Router-level performance driven dynamic management in hierarchical networks-on-chip

Abstract

When on-chip interconnection network scales to integrate more processing elements, the average end-to-end latency is highly increased due to long average hop distance. Though it has been discovered that, almost of the communication in large scale networks is between nodes in a short range, it revealed that the small portion of data delivery between distant nodes consumes or occupies most of the network bandwidth. Hierarchical NoCs caters an attractive solution to resolve the distant data transmission problem by taking advantage of the network hierarchy.

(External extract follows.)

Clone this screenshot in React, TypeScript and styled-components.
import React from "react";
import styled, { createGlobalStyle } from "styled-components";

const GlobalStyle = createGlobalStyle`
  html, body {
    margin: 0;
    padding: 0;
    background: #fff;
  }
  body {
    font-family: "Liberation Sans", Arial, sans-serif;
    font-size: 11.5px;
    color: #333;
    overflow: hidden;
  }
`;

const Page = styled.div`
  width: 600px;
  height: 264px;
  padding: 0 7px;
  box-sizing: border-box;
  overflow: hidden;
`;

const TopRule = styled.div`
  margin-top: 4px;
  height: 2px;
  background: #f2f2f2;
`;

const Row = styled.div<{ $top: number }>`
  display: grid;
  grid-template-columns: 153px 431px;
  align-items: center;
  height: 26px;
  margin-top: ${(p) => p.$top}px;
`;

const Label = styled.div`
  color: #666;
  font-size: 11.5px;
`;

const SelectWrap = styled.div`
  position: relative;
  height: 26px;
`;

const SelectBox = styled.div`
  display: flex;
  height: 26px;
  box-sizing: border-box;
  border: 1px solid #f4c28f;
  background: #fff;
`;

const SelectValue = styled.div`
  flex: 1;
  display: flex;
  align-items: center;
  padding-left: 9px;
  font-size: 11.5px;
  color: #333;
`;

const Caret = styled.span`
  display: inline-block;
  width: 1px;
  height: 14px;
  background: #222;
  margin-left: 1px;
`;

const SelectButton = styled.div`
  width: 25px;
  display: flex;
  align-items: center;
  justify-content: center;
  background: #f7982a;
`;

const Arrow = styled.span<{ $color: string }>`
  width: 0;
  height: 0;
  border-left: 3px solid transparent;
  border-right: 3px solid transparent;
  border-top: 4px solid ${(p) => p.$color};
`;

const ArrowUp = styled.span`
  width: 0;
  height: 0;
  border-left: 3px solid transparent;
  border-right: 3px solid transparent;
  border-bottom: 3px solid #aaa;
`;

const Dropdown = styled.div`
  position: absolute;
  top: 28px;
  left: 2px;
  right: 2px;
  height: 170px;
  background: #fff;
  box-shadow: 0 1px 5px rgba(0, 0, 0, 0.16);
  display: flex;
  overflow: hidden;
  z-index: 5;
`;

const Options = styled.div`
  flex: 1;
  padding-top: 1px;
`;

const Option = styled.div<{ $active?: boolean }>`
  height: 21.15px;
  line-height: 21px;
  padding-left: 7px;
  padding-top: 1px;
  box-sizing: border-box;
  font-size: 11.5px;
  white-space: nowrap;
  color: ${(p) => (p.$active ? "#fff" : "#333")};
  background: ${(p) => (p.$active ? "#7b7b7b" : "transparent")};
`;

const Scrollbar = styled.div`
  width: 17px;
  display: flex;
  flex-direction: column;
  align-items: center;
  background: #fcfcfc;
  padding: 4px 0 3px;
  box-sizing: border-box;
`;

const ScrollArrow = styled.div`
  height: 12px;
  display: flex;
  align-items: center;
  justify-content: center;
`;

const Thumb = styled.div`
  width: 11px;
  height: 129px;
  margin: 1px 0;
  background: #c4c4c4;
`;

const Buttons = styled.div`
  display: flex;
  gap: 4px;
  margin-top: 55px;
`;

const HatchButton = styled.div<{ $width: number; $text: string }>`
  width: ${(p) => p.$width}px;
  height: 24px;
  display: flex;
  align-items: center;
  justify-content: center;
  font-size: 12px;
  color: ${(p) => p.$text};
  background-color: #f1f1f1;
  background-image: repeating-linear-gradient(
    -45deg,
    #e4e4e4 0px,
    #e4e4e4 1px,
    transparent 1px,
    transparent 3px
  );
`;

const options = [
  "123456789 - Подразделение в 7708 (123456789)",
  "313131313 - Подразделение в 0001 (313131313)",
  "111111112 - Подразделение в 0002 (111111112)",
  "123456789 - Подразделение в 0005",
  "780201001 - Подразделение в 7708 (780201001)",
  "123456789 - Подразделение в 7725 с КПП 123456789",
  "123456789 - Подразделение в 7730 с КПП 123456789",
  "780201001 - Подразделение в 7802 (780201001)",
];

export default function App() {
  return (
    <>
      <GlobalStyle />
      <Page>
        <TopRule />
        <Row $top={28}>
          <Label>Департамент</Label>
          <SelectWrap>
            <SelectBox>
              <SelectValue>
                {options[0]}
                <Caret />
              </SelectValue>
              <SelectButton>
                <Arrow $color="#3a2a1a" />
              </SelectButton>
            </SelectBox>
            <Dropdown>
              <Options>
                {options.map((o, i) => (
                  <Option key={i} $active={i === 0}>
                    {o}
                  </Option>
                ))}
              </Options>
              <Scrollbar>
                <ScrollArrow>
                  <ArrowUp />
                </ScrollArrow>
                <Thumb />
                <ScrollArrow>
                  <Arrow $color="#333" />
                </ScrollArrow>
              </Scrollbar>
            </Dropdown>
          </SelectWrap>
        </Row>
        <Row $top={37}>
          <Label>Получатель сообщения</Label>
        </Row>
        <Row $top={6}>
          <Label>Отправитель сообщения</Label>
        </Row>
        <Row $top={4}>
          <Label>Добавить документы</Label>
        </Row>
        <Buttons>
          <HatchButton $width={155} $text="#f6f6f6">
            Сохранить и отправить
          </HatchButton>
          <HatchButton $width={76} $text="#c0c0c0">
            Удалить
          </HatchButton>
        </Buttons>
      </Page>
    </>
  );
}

However, it brings about new sever congestion challenge because of uneven traffic distribution among hierarchy. In previous work, we performed a detouring scheme on a layered hierarchical NoC. When congestion is formed on the access link to adjacent hierarchical layer, the detouring scheme seeks and reroutes the packets to an nearby node to access the next adjacent network layer. It revealed that the links, which bridges the packets up to higher layers, are more essential for distributing the traffic and avoiding congestion between hierarchy levels. In this paper, we proposed dynamic schemes to solve the congestion problem introduced by region-based hierarchical routing on a hierarchical NoC. The results exposed that the dynamic approaches are efficient to manage the congestion under heavier long range traffic load, yielding significant average network latency reduction and throughput increment under mixed synthetic traffic patterns.